The Quincunx of Time
by James Blish
 

Review by
Robert Wilfred Franson

expanded from —
"Beep", Galaxy, February 1954

A Critical Preface by the author, 1970

Dell: New York, 1973
128 pages

Faber: London, 1975

112 pages

May 2009

  
A quincunx of a title

All right, first the title. There are two extremes here. Quincunx is a word that I'm sure I first saw in the title of James Blish's short science fiction book The Quincunx of Time, and since then I haven't seen it too often elsewhere, scarcely at all outside the Oxford English Dictionary. For definitions the OED offers, basically:

  1. Astrology. An aspect of planets in which these are at a distance of 5 signs or 150 degrees from each other.
  2. An arrangement or disposition of five objects so placed that four occupy the corners, and the fifth the centre, or a square or other rectangle; a set of five things arranged in this fashion.
    specifically as a basis in planting trees ...
  3. A cruciform reliquary having five equal parts, which can be closed up by folding the outer parts over the central one.

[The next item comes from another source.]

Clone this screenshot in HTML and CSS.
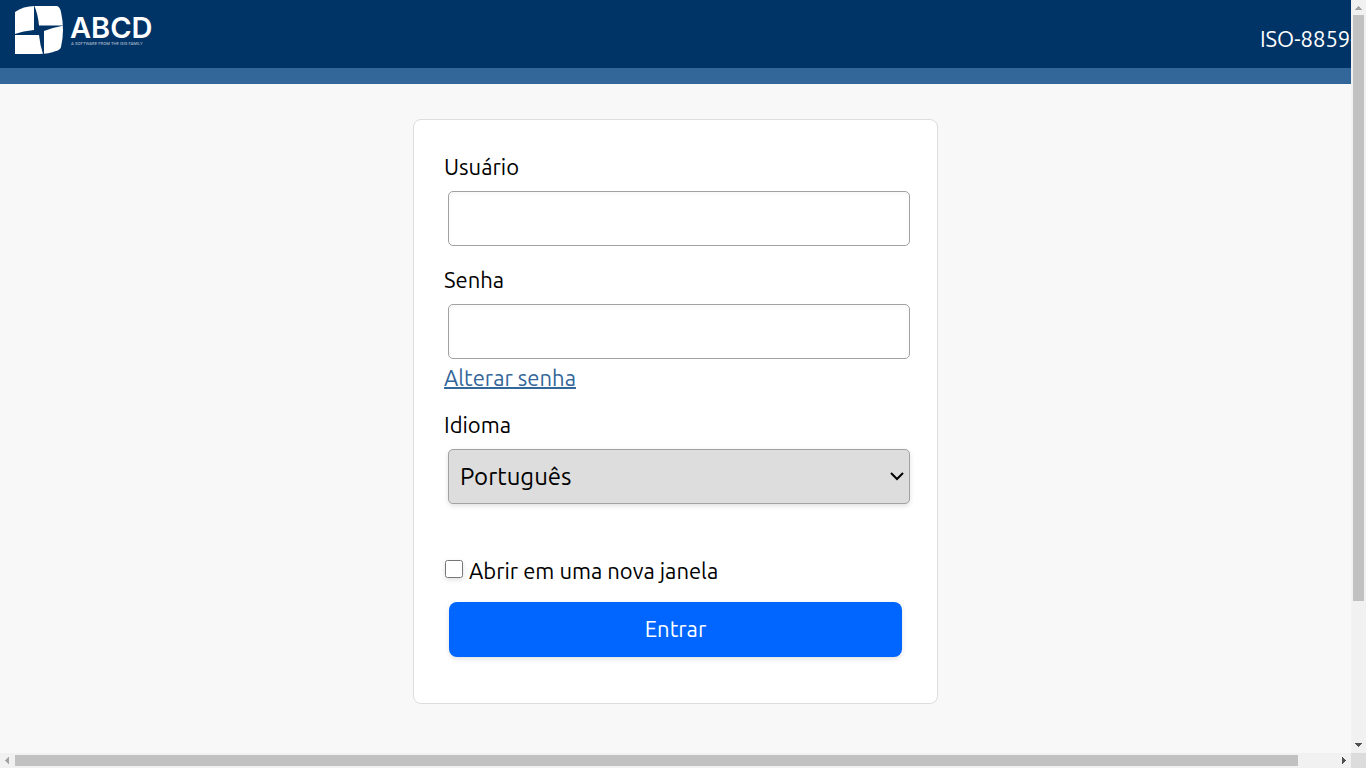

Blish says in his "Critical Preface" that the book is about "time, knowledge, and free will". Knowing a little about the way James Blish thinks, we may guess that the novella concerns an arrangement of time and space, or a way of looking at space-time which is five-fold, or resembles a plantation of branching trees, or resembles a reliquary containing a compact holiness. Most likely all of these. But if you want to think of Blish's meditations on time as tightened here into a Gordian Knot, I wouldn't argue with you.

There's also a very nice splash of color in the characterizations, with five main characters in the central part of the story, principally: Earth's Chief of Security, Captain Robin Weinbaum; physicist Thor Wald, inventor of the interstellar Dirac communicator; and Dana Lje, a video columnist.
  

The Song of the Beep

Still working with the title, at the other extreme. The original 1954 novelet in Galaxy was titled "Beep", which in terms of titular magnificence is about at the opposite end of the communications spectrum from The Quincunx of Time; although in communicatory significance to the man in the temporal street, it conveys about the same amount of information: that is to say, not much.

There is some meaning conveyed, and not contradictory. The Quincunx of Time at least suggests that the story is about the nature of time; while the humble "Beep" is clearly a sound, and as Blish develops it, a warning.

Incidentally, for the book Blish has added an amusing and enticing set of chapter titles, like "The Courtship of Posi and Nega" and "Weinbaum on Sinai"; as well as deploying "The Song of the Beep" as a section title.
  

Where the beep meets the plot

Since the little book The Quincunx of Time doesn't contain a whole lot more wordage than the novelet "Beep" — which itself is not over-burdened with action — I'm not going to discuss its plot. I read the novelet long before I read the book, without it then making much impression on me. Blish's "Critical Preface" asserts, or pleads, that the story is "about something", and expanding the story a bit, putting it in book form, and adding an exotic title certainly helps us notice it.

Since first reading "Beep", I've encountered considerably more about time, non-fiction as well as fiction; and a little about knowledge and free will. Blish's take here is thoughtful and interesting, but really needs more development. Even though the reader may consider the Dirac beep to be counterfactual, it still may lead you to some enlightening speculations, much as (for instance) Friedrich Nietzsche's eternal recurrence may prove educational even for those who don't care to defend it as an axiom of space-time physics. Aside from the brevity of his story, Blish of course lacks Nietzsche's rhetorical power; yet I can imagine Nietzsche himself revealing a twinkling in his eyes as he unfolds The Quincunx of Time.